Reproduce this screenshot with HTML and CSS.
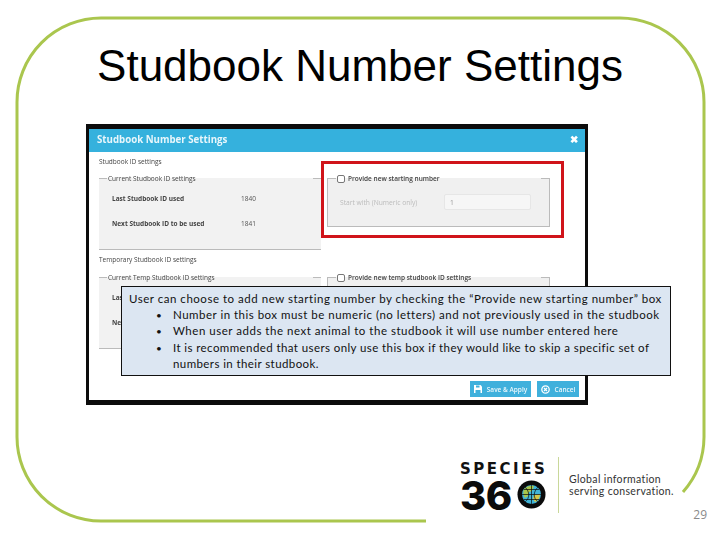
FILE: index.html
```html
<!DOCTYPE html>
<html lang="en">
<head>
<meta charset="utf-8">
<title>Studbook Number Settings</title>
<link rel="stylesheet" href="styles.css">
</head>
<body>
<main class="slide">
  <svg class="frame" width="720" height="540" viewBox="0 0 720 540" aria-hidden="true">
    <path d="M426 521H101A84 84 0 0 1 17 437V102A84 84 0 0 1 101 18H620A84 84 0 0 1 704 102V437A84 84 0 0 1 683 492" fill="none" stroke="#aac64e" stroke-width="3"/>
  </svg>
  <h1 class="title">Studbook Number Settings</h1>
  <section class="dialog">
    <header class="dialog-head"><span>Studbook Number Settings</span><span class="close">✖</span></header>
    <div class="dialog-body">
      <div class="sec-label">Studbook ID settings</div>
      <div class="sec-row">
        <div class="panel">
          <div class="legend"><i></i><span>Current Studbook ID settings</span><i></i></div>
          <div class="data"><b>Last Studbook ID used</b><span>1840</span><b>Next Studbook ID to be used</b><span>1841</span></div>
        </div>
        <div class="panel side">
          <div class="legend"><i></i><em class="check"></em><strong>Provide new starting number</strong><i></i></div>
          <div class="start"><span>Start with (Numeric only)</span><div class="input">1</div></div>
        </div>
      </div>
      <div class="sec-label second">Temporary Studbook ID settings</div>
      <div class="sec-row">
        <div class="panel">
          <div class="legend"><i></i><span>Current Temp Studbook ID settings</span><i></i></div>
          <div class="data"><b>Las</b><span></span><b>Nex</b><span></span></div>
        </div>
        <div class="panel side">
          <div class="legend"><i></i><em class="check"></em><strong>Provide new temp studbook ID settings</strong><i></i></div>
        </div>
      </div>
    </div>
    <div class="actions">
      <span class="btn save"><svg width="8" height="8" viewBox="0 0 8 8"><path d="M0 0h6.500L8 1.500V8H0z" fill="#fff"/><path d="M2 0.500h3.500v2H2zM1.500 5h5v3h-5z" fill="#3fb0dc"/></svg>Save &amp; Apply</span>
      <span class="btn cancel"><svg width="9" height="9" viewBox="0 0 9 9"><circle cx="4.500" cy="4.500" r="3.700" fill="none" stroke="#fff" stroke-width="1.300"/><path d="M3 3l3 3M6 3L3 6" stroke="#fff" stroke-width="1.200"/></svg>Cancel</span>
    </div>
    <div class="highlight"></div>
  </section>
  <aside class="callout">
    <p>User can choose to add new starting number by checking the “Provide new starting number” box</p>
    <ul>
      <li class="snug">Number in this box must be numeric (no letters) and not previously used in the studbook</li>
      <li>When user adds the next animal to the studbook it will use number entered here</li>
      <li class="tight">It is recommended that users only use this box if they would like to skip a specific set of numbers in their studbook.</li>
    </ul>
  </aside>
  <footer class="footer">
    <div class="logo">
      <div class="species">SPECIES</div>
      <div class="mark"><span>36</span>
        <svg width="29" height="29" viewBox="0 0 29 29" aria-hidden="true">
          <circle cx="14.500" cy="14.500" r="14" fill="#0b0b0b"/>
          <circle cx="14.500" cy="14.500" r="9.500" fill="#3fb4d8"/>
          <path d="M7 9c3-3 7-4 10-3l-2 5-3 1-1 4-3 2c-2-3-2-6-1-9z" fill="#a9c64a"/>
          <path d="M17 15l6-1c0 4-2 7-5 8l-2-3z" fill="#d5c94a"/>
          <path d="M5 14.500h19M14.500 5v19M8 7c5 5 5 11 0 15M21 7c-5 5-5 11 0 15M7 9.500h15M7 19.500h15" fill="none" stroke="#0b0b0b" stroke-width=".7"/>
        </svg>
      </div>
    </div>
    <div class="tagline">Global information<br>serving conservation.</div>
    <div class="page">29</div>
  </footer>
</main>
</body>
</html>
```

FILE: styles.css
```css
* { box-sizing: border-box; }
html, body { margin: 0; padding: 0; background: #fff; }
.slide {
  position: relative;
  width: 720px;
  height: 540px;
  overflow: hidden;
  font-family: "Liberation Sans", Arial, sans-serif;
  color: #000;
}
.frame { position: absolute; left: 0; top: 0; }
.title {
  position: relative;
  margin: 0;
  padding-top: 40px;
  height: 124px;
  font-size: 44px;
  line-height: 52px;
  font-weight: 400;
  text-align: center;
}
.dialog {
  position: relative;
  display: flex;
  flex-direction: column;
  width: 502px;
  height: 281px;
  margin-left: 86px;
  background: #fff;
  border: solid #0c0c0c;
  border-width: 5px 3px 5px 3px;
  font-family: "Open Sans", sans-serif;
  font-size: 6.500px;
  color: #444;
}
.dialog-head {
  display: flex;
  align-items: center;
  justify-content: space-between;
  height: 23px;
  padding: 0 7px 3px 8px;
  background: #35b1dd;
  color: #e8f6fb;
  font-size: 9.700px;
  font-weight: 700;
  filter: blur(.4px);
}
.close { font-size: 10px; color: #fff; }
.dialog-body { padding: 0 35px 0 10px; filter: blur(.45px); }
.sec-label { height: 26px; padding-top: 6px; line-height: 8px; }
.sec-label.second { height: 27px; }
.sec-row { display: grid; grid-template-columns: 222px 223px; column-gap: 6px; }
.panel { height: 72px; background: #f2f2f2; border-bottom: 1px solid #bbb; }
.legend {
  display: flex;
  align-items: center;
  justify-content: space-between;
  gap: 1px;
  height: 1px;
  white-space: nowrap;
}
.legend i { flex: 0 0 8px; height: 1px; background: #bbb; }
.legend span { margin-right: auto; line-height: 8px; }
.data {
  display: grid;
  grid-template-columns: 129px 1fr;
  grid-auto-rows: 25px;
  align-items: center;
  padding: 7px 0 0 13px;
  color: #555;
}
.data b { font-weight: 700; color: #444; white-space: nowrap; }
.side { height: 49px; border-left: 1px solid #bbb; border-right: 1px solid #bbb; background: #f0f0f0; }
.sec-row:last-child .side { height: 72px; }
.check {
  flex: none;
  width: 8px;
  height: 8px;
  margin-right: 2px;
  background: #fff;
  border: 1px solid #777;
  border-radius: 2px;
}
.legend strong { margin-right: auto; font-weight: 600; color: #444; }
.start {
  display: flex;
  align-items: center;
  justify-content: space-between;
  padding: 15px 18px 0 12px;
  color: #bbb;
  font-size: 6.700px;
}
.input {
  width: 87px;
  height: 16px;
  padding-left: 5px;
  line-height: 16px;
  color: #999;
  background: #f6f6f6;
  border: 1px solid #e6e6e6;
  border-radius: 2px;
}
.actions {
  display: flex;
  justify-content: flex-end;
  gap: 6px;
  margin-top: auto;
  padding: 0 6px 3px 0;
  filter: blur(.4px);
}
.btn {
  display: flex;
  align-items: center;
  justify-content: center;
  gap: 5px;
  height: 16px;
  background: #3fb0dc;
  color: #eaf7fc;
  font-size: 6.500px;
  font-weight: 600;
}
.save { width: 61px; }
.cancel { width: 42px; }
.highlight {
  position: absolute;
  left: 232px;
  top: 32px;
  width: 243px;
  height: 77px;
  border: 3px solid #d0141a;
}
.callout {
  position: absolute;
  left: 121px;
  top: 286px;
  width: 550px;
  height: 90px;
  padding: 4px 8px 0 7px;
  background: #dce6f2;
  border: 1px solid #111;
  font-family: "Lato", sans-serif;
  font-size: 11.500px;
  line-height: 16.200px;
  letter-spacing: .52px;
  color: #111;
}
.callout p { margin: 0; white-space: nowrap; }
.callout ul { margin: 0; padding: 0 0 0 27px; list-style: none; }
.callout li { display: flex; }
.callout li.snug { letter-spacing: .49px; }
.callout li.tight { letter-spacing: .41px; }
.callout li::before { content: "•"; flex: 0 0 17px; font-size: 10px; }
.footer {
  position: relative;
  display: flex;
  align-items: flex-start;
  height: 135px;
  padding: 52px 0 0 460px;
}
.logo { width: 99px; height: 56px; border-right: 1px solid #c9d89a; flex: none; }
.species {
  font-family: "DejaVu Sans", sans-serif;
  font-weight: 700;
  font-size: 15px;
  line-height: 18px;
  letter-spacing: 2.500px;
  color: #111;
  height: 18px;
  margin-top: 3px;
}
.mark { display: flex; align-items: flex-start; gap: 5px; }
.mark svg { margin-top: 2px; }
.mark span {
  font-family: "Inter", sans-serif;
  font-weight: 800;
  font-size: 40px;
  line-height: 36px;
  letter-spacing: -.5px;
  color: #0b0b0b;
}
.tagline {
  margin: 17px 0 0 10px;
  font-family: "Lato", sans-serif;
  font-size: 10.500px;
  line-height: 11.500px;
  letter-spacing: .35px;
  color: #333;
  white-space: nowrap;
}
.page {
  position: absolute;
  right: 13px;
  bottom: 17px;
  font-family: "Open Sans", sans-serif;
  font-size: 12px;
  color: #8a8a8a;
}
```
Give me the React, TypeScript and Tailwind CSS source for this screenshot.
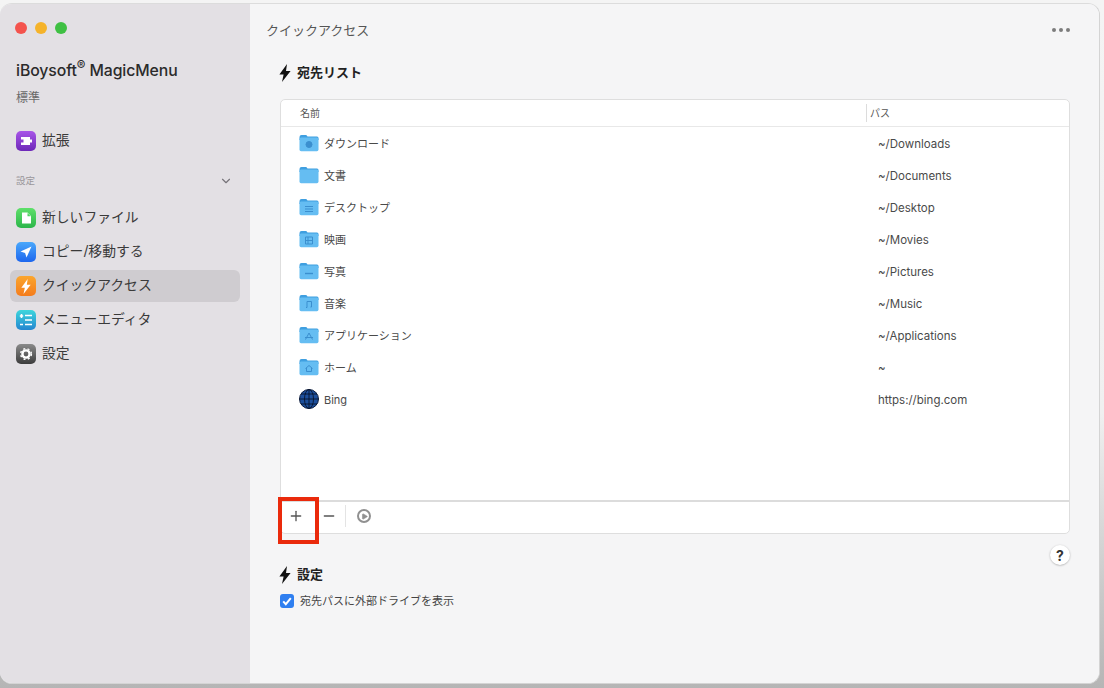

***

The answer is a single number: how many lines include the word "this"?

*OUTPUT:* 4